Un drama pasional cargado de contradicciones, desgarros, desalientos, barreras difíciles de franquear y también de embriaguez, anonadamiento y plenitud.
François Cheng es escritor, ensayista, traductor, académico y calígrafo sinofrancés. No es hijo de padres franceses. No llegó a Francia sino a los diecinueve años como consecuencia de un cúmulo de circunstancias mitad casuales, siempre incalculables.
Cheng llegó a Francia sin conocer una palabra del francés. A partir de ese momento comienza una historia de amor, un drama pasional como dirá él, cargado de contradicciones, desgarros, desalientos, barreras difíciles de franquear y también de embriaguez, anonadamiento y plenitud. No fueron pocos los riesgos asumidos como tampoco fueron pocas las recompensas cosechadas mucho tiempo después de aquel desembarco en el país galo.
En El diálogo (ed. Pre Textos) Cheng da testimonio de ello, de un recorrido vital de doble profundidad –o triple–. Una biografía marcada por la pasión sentida hacia otra lengua, la francesa, y a través de la lengua hacia otra cultura, pensamiento y gesto o, dicho de otro modo, hacia otra configuración del mundo –con otro orden y desconcierto– de aquel que se aprehende y en el que se aprende a vivir –como por osmosis– en los primeros años de vida.
Y como en toda historia –¿a caso no son todas las historias, historias de amor?–, en esta que nos relata Cheng también hay tres: dos sujetos y un vínculo. De un lado la cultura china (pilar de oriente) con su lengua de escritura ideográfica y sonoridad monosilábica y su poesía «abandonada al juego de las metáforas para suscitar el eco de lo no-dicho», de otro, occidente centralizado por la cultura francesa («Francia es el país que se encuentra en el centro de Europa-occidental») con su alfabeto de signos fónicos y lógica reflexiva y su poesía órfica. El vínculo, el amor, queda en Cheng materializado en el diálogo.

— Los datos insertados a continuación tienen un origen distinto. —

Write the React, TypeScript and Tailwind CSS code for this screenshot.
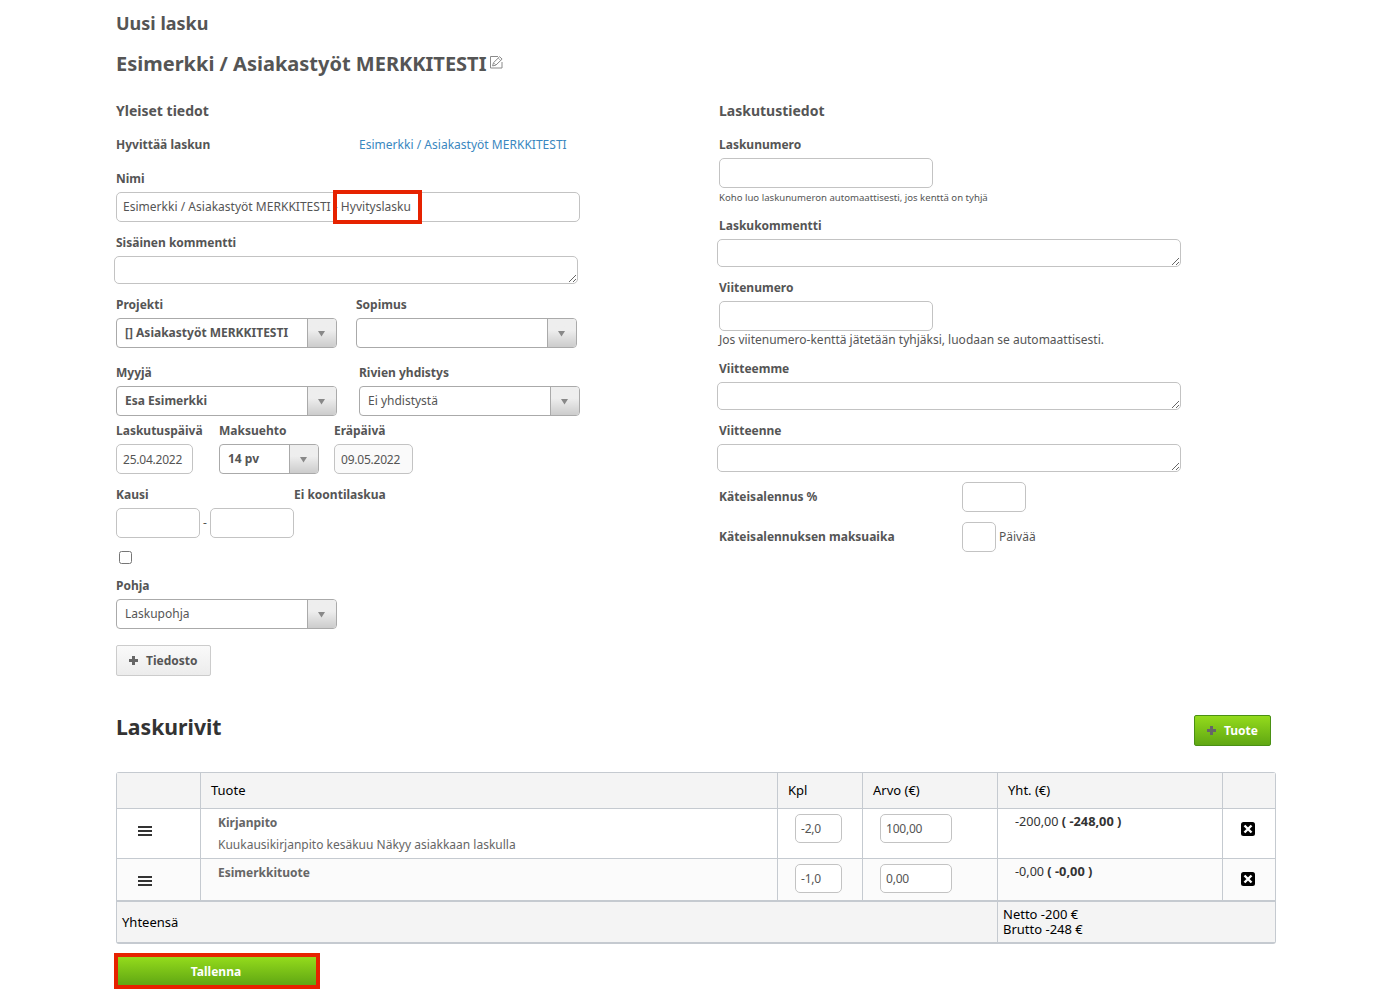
import React from 'react';
import { clsx } from 'clsx';
import { twMerge } from 'tailwind-merge';

type Row = {
  name: string;
  description?: string;
  count: string;
  price: string;
  net: string;
  gross: string;
};

const rows: Row[] = [
  { name: 'Kirjanpito', description: 'Kuukausikirjanpito kesäkuu Näkyy asiakkaan laskulla', count: '-2,0', price: '100,00', net: '-200,00', gross: '( -248,00 )' },
  { name: 'Esimerkkituote', count: '-1,0', price: '0,00', net: '-0,00', gross: '( -0,00 )' },
];

function Label({ children }: { children: React.ReactNode }) {
  return <label className="block h-[23px] whitespace-nowrap font-bold leading-5">{children}</label>;
}

function Field({ label, className, children }: { label: string; className?: string; children: React.ReactNode }) {
  return (
    <div className={className}>
      <Label>{label}</Label>
      {children}
    </div>
  );
}

function TextBox({ value, className }: { value?: string; className?: string }) {
  return (
    <div className={twMerge('flex h-[30px] items-center rounded-[5px] border border-[#c3c3c3] px-1.5', className)}>
      {value}
    </div>
  );
}

function TextArea() {
  return <textarea className="-ml-0.5 block h-7 w-[464px] resize rounded-[5px] border border-[#c3c3c3] bg-white" />;
}

function Select({ value, bold, className }: { value?: string; bold?: boolean; className?: string }) {
  return (
    <div className={clsx('flex h-[30px] overflow-hidden rounded-[4px] border border-[#aaa] bg-white', className)}>
      <div className={clsx('flex-1 whitespace-nowrap pl-2 leading-[27px]', bold && 'font-bold')}>{value}</div>
      <div className="flex w-[29px] items-center border-l border-[#aaa] bg-linear-to-b from-[#eee] from-40% to-[#ccc] pl-2.5">
        <svg width="7" height="6" viewBox="0 0 7 6" className="mt-0.5">
          <path d="M0 0h7L3.5 5.5z" fill="#888" />
        </svg>
      </div>
    </div>
  );
}

function PlusIcon() {
  return (
    <svg width="9" height="9" viewBox="0 0 9 9" fill="#666">
      <path d="M3 0h3v3h3v3H6v3H3V6H0V3h3z" />
    </svg>
  );
}

function EditIcon() {
  return (
    <svg width="13" height="13" viewBox="0 0 13 13" fill="none" stroke="#8a8a8a" className="mb-[3px] ml-1">
      <path d="M8 .5H.5v11.500h11.500V6" />
      <path d="M2.600 9.900l.9-3.200L9.600.7l2.500 2.400-6.200 6z" />
      <path d="M8.300 2.100l2.400 2.400M3.600 6.700l2.300 2.300" strokeWidth=".7" />
    </svg>
  );
}

function MenuIcon() {
  return (
    <svg width="14" height="10" viewBox="0 0 14 10" fill="#333">
      <path d="M0 0h14v2H0zM0 4h14v2H0zM0 8h14v2H0z" />
    </svg>
  );
}

function RemoveIcon() {
  return (
    <svg width="14" height="14" viewBox="0 0 14 14">
      <rect width="14" height="14" rx="2.500" fill="#000" />
      <path d="M3.500 3.500l7 7M10.500 3.500l-7 7" stroke="#fff" strokeWidth="2.400" />
    </svg>
  );
}

function GeneralInfo() {
  return (
    <section className="w-[603px]">
      <h3 className="text-sm font-bold leading-5">Yleiset tiedot</h3>
      <div className="mt-3.5 flex leading-5">
        <div className="w-[243px] font-bold">Hyvittää laskun</div>
        <a className="tracking-[0.02px] text-[#3a87c0]">Esimerkki / Asiakastyöt MERKKITESTI</a>
      </div>

      <Field label="Nimi" className="relative mt-3.5 w-[464px]">
        <TextBox value="Esimerkki / Asiakastyöt MERKKITESTI - Hyvityslasku" className="tracking-[0.02px]" />
        <div className="absolute left-[217px] top-[21px] h-[34px] w-[89px] border-4 border-[#e62200]" />
      </Field>

      <Field label="Sisäinen kommentti" className="mt-[11px]">
        <TextArea />
      </Field>

      <div className="mt-[11px] flex">
        <Field label="Projekti" className="w-60">
          <Select value="[] Asiakastyöt MERKKITESTI" bold className="w-[221px]" />
        </Field>
        <Field label="Sopimus">
          <Select className="w-[221px]" />
        </Field>
      </div>

      <div className="mt-[15px] flex">
        <Field label="Myyjä" className="w-[243px]">
          <Select value="Esa Esimerkki" bold className="w-[221px]" />
        </Field>
        <Field label="Rivien yhdistys">
          <Select value="Ei yhdistystä" className="w-[221px]" />
        </Field>
      </div>

      <div className="mt-[5px] flex">
        <Field label="Laskutuspäivä" className="w-[103px]">
          <TextBox value="25.04.2022" className="w-[77px] pt-0.5 tracking-[-0.22px]" />
        </Field>
        <Field label="Maksuehto" className="w-[115px]">
          <Select value="14 pv" bold className="w-[100px]" />
        </Field>
        <Field label="Eräpäivä">
          <TextBox value="09.05.2022" className="w-[79px] bg-[#fafafa] pt-0.5 tracking-[-0.22px]" />
        </Field>
      </div>

      <div className="mt-[11px] flex">
        <Field label="Kausi" className="w-[178px]">
          <div className="flex items-center justify-between">
            <TextBox className="w-[84px]" />
            <span>-</span>
            <TextBox className="w-[84px]" />
          </div>
        </Field>
        <Label>Ei koontilaskua</Label>
      </div>

      <input type="checkbox" className="ml-[3px] mt-[13px] block size-[13px]" />

      <Field label="Pohja" className="mt-3">
        <Select value="Laskupohja" className="w-[221px]" />
      </Field>

      <button className="mt-4 flex h-[31px] w-[95px] items-center gap-2 rounded-[2px] border border-[#ccc] bg-linear-to-b from-[#fafafa] to-[#ececec] pl-3 font-bold">
        <PlusIcon />
        Tiedosto
      </button>
    </section>
  );
}

function BillingInfo() {
  return (
    <section>
      <h3 className="text-sm font-bold leading-5">Laskutustiedot</h3>
      <Field label="Laskunumero" className="mt-3.5">
        <TextBox className="w-[214px]" />
      </Field>
      <p className="h-7 text-[9.6px] leading-[19px]">Koho luo laskunumeron automaattisesti, jos kenttä on tyhjä</p>
      <Field label="Laskukommentti">
        <TextArea />
      </Field>
      <Field label="Viitenumero" className="mt-[11px]">
        <TextBox className="w-[214px]" />
      </Field>
      <p className="h-7 leading-[18px]">Jos viitenumero-kenttä jätetään tyhjäksi, luodaan se automaattisesti.</p>
      <Field label="Viitteemme">
        <TextArea />
      </Field>
      <Field label="Viitteenne" className="mt-[11px]">
        <TextArea />
      </Field>
      <div className="mt-2.5 flex items-center">
        <div className="w-[243px] font-bold">Käteisalennus %</div>
        <TextBox className="w-16" />
      </div>
      <div className="mt-2.5 flex items-center">
        <div className="w-[243px] font-bold">Käteisalennuksen maksuaika</div>
        <TextBox className="w-[34px]" />
        <span className="ml-[3px]">Päivää</span>
      </div>
    </section>
  );
}

function InvoiceRows() {
  return (
    <div className="mt-[26px] w-[1160px] rounded-[3px] border border-b-2 border-[#c5cad0]">
      <div className="grid h-9 grid-cols-[84px_577px_85px_135px_225px_52px] divide-x divide-[#c5cad0] border-b border-[#c5cad0] bg-[#f4f4f4] text-[13px] leading-[35px] text-black">
        <div />
        <div className="pl-2.5">Tuote</div>
        <div className="pl-2.5">Kpl</div>
        <div className="pl-2.5">Arvo (€)</div>
        <div className="pl-2.5">Yht. (€)</div>
        <div />
      </div>

      {rows.map((row, i) => (
        <div
          key={row.name}
          className={clsx(
            'grid grid-cols-[84px_577px_85px_135px_225px_52px] divide-x divide-[#c5cad0] border-[#c5cad0]',
            i === 0 ? 'h-[50px] border-b' : 'h-[43px] border-b-2 bg-[#fbfbfb]'
          )}
        >
          <div className="pl-[21px] pt-[17px]"><MenuIcon /></div>
          <div className="pl-[17px] pt-[3px] leading-[22px] text-[#666]">
            <div className="font-bold">{row.name}</div>
            {row.description && <div>{row.description}</div>}
          </div>
          <div className="pl-[17px] pt-[5px]">
            <TextBox value={row.count} className="h-[29px] w-[47px] bg-white px-[5px] pt-px tracking-[-0.22px]" />
          </div>
          <div className="pl-[17px] pt-[5px]">
            <TextBox value={row.price} className="h-[29px] w-[72px] bg-white px-[5px] pt-px tracking-[-0.22px]" />
          </div>
          <div className="pl-[17px] pt-0.5 text-[12.6px] leading-5 text-[#333]">
            {row.net} <b className="text-[12.8px]">{row.gross}</b>
          </div>
          <div className="pl-[18px] pt-[13px]"><RemoveIcon /></div>
        </div>
      ))}

      <div className="grid h-10 grid-cols-[881px_277px] items-stretch divide-x divide-[#c5cad0] bg-[#f4f4f4] text-[13px] text-black">
        <div className="pl-[5px] leading-10">Yhteensä</div>
        <div className="pl-[5px] pt-[5px] leading-[15px]">
          Netto -200 €<br />
          Brutto -248 €
        </div>
      </div>
    </div>
  );
}

export default function App() {
  return (
    <main className="h-[1003px] overflow-hidden bg-white pl-[116px] font-['Noto_Sans',sans-serif] text-xs text-[#555]">
      <h1 className="pt-[11px] text-lg font-bold leading-6">Uusi lasku</h1>
      <h2 className="mt-[15px] flex h-7 items-center text-xl font-bold leading-7">
        Esimerkki / Asiakastyöt MERKKITESTI
        <EditIcon />
      </h2>

      <div className="mt-[23px] flex h-[575px]">
        <GeneralInfo />
        <BillingInfo />
      </div>

      <div className="mt-[39px] flex h-[31px] w-[1155px] items-center justify-between">
        <h2 className="mb-2 text-[21.2px] font-bold leading-8 text-[#333]">Laskurivit</h2>
        <button className="flex h-[31px] w-[77px] items-center gap-2 rounded-[2px] border border-[#4a9014] bg-linear-to-b from-[#94db1c] to-[#60a713] pl-3 font-bold text-white">
          <PlusIcon />
          Tuote
        </button>
      </div>

      <InvoiceRows />

      <button className="-ml-0.5 mt-[9px] block h-9 w-[206px] border-4 border-[#e62200] bg-linear-to-b from-[#94db1c] to-[#60a713] pr-0.5 pt-0.5 font-bold text-white">
        Tallenna
      </button>
    </main>
  );
}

El diálogo que comenzara siendo el ejercicio –en apariencia básico– del intérprete que traduce un idioma a otro acabará siendo la herramienta del poeta para repetir –para hacer que vuelva a tener lugar– el anonadamiento hacia el mundo. El diálogo, concretamente entre dos lenguas, que permitará a Cheng experimentar esa «embriaguez de renombrar las cosas como en los albores del mundo» y sentir de nuevo la forma de palabras como árbol, nube, roca, fuente, noche. El diálogo como vía (tao, voie, voix), como aliento (entre el ying y el yang) como santidad (el espíritu que aúna cielo y tierra). El diálogo como movimiento para «convertirse en otro, indefinible tal vez, pero otro». El diálogo como danza, como lucha, como acto. El diálogo como vehículo de goce y plenitud. El diálogo, en definitiva, como el tercer elemento sin el cual no es posible tener la experiencia del conjunto, sin el cual no puede tenerse noción –si jugamos con la abstracción que nos permiten los números– ni del dos, ni del uno.
El diálogo es también un ensayo para recordarnos que la identidad de uno necesariamente se encuentra en el otro y viceversa.